### INFORMATION PROVIDED
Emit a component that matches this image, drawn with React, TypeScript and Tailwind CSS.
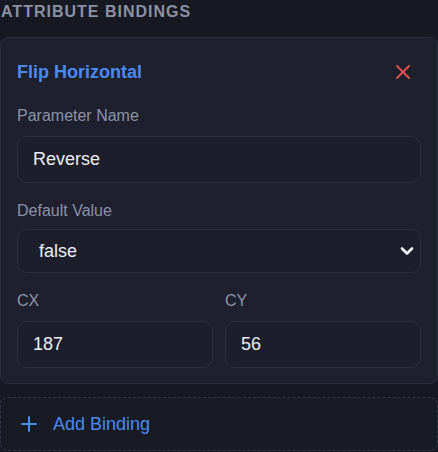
import { X, Plus, ChevronDown } from "lucide-react";

function Field({ label, value }: { label: string; value: string }) {
  return (
    <div className="flex flex-col">
      <label className="mb-2 text-[16px] leading-6 text-[#8b93a9]">{label}</label>
      <div className="flex h-[47px] items-center rounded-[10px] border border-[#2c2f41] bg-[#1c1e2b] px-[15px] text-[18px] text-[#eceef4]">
        {value}
      </div>
    </div>
  );
}

export default function App() {
  return (
    <div className="h-[452px] w-[438px] overflow-hidden bg-[#171922] font-['Liberation_Sans',Arial,sans-serif]">
      <div className="pl-[1px] text-[16px] font-bold uppercase leading-6 tracking-[1px] text-[#8a91a3]">
        Attribute Bindings
      </div>

      <div className="mt-[13px] rounded-lg border border-[#2a2d3e] bg-[#1e202d] px-4 pb-[15px] pt-4">
        <div className="mb-[14px] flex h-9 items-center justify-between">
          <span className="text-[18px] font-bold leading-7 text-[#4a8af5]">Flip Horizontal</span>
          <button className="p-1.5 text-[#e5534b]">
            <X size={24} strokeWidth={1.8} />
          </button>
        </div>

        <Field label="Parameter Name" value="Reverse" />

        <div className="mt-4 flex flex-col">
          <label className="mb-1.5 text-[16px] leading-6 text-[#8b93a9]">Default Value</label>
          <div className="flex h-[44px] items-center justify-between rounded-[10px] border border-[#2c2f41] bg-[#1c1e2b] pl-[21px] pr-[3px] text-[18px] text-[#eceef4]">
            <span>false</span>
            <ChevronDown size={20} strokeWidth={3.2} className="text-[#eef0f5]" />
          </div>
        </div>

        <div className="mt-4 grid grid-cols-2 gap-3">
          <Field label="CX" value="187" />
          <Field label="CY" value="56" />
        </div>
      </div>

      <div className="mt-[13px] flex items-center gap-3 rounded-lg border border-dashed border-[#34374a] bg-[#181a24] px-4 py-3 text-[18px] leading-7 text-[#4a8af5]">
        <Plus size={24} strokeWidth={2} />
        <span>Add Binding</span>
      </div>
    </div>
  );
}
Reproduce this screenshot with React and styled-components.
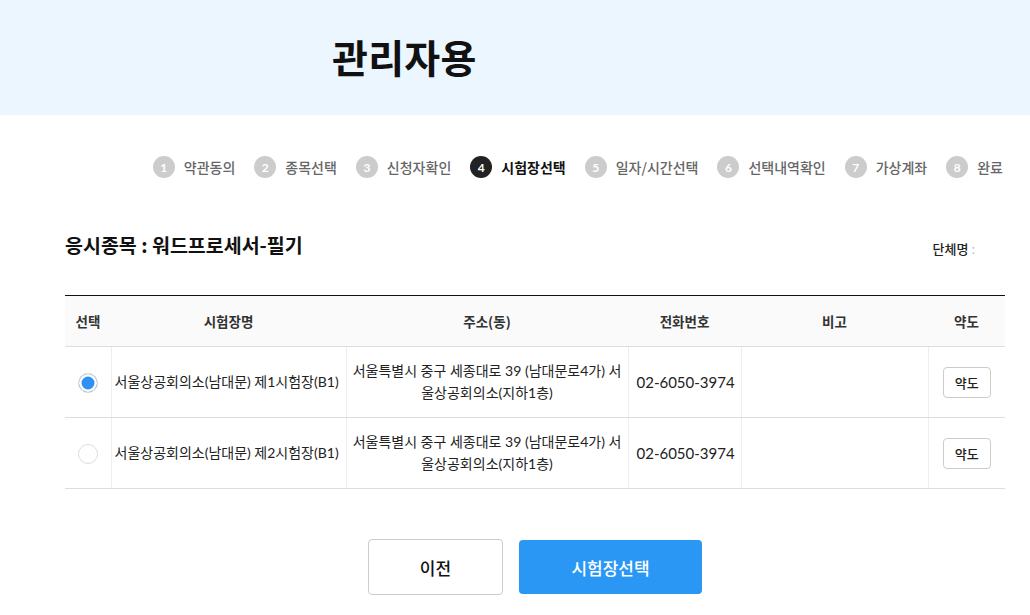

### WHAT TO WORK ON
Reproduce the material in full, word for word, and omit the pictures.

### ANSWER IN FULL
Emit a component that matches this image, drawn with React, TypeScript and Tailwind CSS.
import { X, Plus, ChevronDown } from "lucide-react";

function Field({ label, value }: { label: string; value: string }) {
  return (
    <div className="flex flex-col">
      <label className="mb-2 text-[16px] leading-6 text-[#8b93a9]">{label}</label>
      <div className="flex h-[47px] items-center rounded-[10px] border border-[#2c2f41] bg-[#1c1e2b] px-[15px] text-[18px] text-[#eceef4]">
        {value}
      </div>
    </div>
  );
}

export default function App() {
  return (
    <div className="h-[452px] w-[438px] overflow-hidden bg-[#171922] font-['Liberation_Sans',Arial,sans-serif]">
      <div className="pl-[1px] text-[16px] font-bold uppercase leading-6 tracking-[1px] text-[#8a91a3]">
        Attribute Bindings
      </div>

      <div className="mt-[13px] rounded-lg border border-[#2a2d3e] bg-[#1e202d] px-4 pb-[15px] pt-4">
        <div className="mb-[14px] flex h-9 items-center justify-between">
          <span className="text-[18px] font-bold leading-7 text-[#4a8af5]">Flip Horizontal</span>
          <button className="p-1.5 text-[#e5534b]">
            <X size={24} strokeWidth={1.8} />
          </button>
        </div>

        <Field label="Parameter Name" value="Reverse" />

        <div className="mt-4 flex flex-col">
          <label className="mb-1.5 text-[16px] leading-6 text-[#8b93a9]">Default Value</label>
          <div className="flex h-[44px] items-center justify-between rounded-[10px] border border-[#2c2f41] bg-[#1c1e2b] pl-[21px] pr-[3px] text-[18px] text-[#eceef4]">
            <span>false</span>
            <ChevronDown size={20} strokeWidth={3.2} className="text-[#eef0f5]" />
          </div>
        </div>

        <div className="mt-4 grid grid-cols-2 gap-3">
          <Field label="CX" value="187" />
          <Field label="CY" value="56" />
        </div>
      </div>

      <div className="mt-[13px] flex items-center gap-3 rounded-lg border border-dashed border-[#34374a] bg-[#181a24] px-4 py-3 text-[18px] leading-7 text-[#4a8af5]">
        <Plus size={24} strokeWidth={2} />
        <span>Add Binding</span>
      </div>
    </div>
  );
}
Reproduce this screenshot with React and styled-components.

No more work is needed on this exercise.